***** EXTRACTED MATERIAL

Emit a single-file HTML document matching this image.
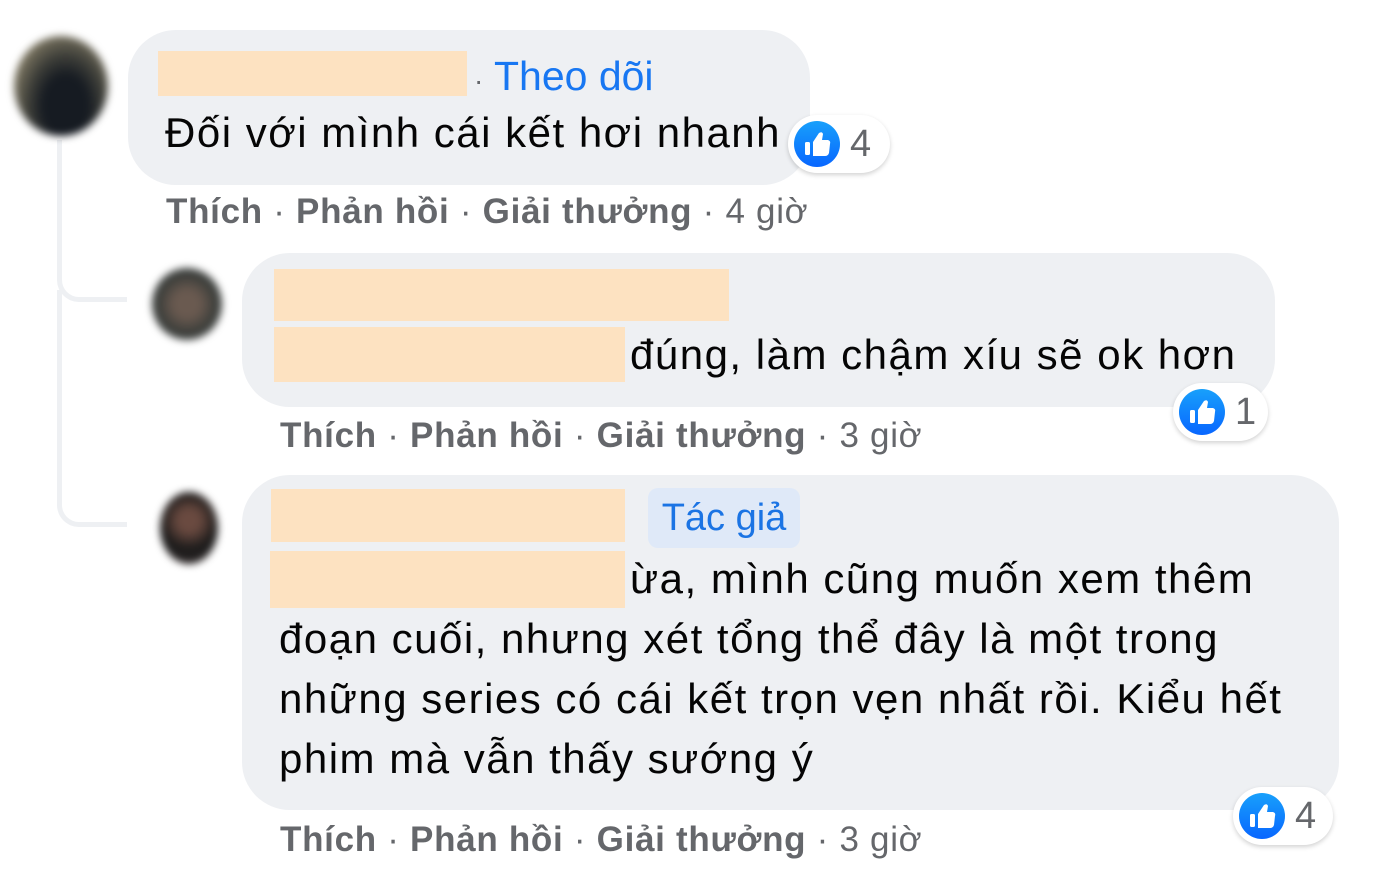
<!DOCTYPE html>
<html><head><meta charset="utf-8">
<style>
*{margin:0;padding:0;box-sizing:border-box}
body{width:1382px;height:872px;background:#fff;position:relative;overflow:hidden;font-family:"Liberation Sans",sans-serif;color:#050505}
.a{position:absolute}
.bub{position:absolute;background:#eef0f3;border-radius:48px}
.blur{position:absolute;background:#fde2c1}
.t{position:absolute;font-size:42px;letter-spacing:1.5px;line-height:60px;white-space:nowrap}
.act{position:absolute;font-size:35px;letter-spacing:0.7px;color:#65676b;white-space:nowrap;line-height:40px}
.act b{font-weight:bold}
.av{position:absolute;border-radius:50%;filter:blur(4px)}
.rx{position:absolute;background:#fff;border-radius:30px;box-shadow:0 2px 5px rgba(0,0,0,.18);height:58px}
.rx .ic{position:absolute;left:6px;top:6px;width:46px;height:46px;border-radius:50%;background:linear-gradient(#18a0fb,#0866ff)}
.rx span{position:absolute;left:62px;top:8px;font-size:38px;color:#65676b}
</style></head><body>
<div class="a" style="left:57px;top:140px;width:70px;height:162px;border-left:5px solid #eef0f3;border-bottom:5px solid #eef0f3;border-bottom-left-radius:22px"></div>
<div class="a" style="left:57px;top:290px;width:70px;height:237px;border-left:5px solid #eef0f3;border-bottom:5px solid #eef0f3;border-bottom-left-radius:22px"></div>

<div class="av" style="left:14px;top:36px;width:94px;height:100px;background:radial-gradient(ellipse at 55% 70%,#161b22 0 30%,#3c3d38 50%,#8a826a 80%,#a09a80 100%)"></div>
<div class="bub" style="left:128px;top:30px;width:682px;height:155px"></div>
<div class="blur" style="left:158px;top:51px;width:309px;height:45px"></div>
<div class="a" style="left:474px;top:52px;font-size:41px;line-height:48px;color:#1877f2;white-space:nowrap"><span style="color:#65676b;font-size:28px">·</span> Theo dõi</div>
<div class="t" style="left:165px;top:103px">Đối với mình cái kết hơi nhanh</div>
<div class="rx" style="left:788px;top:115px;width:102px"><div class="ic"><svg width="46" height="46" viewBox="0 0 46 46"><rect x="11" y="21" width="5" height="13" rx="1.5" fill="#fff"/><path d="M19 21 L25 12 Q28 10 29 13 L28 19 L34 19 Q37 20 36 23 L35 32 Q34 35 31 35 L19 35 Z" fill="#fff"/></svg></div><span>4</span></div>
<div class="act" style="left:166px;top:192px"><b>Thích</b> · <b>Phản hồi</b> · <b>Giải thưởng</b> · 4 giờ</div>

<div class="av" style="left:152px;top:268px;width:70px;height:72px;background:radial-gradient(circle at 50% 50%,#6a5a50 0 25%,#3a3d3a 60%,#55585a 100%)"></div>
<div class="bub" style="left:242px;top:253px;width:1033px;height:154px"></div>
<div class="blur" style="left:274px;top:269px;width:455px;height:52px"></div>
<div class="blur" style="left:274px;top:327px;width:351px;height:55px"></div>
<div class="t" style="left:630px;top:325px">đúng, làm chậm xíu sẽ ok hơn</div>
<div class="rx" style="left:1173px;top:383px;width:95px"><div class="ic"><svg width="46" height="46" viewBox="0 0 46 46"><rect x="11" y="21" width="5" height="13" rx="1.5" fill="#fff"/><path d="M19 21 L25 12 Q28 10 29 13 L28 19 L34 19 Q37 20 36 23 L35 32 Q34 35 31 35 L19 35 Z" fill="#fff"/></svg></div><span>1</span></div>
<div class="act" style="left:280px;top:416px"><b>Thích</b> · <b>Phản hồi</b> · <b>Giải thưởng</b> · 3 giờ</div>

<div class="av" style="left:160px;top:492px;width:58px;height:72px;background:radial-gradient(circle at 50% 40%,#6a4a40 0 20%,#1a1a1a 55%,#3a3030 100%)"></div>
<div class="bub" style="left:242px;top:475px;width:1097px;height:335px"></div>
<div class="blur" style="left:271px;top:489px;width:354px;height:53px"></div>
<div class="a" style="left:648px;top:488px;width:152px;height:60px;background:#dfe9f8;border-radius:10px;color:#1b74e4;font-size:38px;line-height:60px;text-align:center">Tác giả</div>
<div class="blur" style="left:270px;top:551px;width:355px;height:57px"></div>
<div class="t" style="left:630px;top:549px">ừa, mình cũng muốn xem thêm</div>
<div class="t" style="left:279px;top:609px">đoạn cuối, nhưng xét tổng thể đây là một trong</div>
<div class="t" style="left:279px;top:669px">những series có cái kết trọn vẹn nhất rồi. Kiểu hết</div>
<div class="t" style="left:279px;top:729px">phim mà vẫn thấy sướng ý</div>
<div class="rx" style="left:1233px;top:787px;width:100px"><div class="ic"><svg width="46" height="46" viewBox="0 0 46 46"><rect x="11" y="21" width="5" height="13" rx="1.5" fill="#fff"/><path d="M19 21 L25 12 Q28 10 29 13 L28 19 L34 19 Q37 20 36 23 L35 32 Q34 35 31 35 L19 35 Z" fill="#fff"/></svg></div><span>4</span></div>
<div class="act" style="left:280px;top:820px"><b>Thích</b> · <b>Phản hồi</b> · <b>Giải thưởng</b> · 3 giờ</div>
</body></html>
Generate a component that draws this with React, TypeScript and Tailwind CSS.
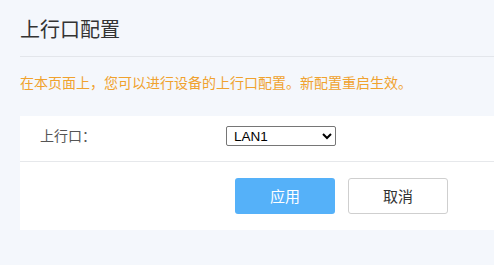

**********

• _GIVEN REQUEST_
Each line that has the word "this" should be copied.

• _TASK OUTPUT_
Emit a single-file HTML document matching this image.
Generate a component that draws this with React, TypeScript and Tailwind CSS.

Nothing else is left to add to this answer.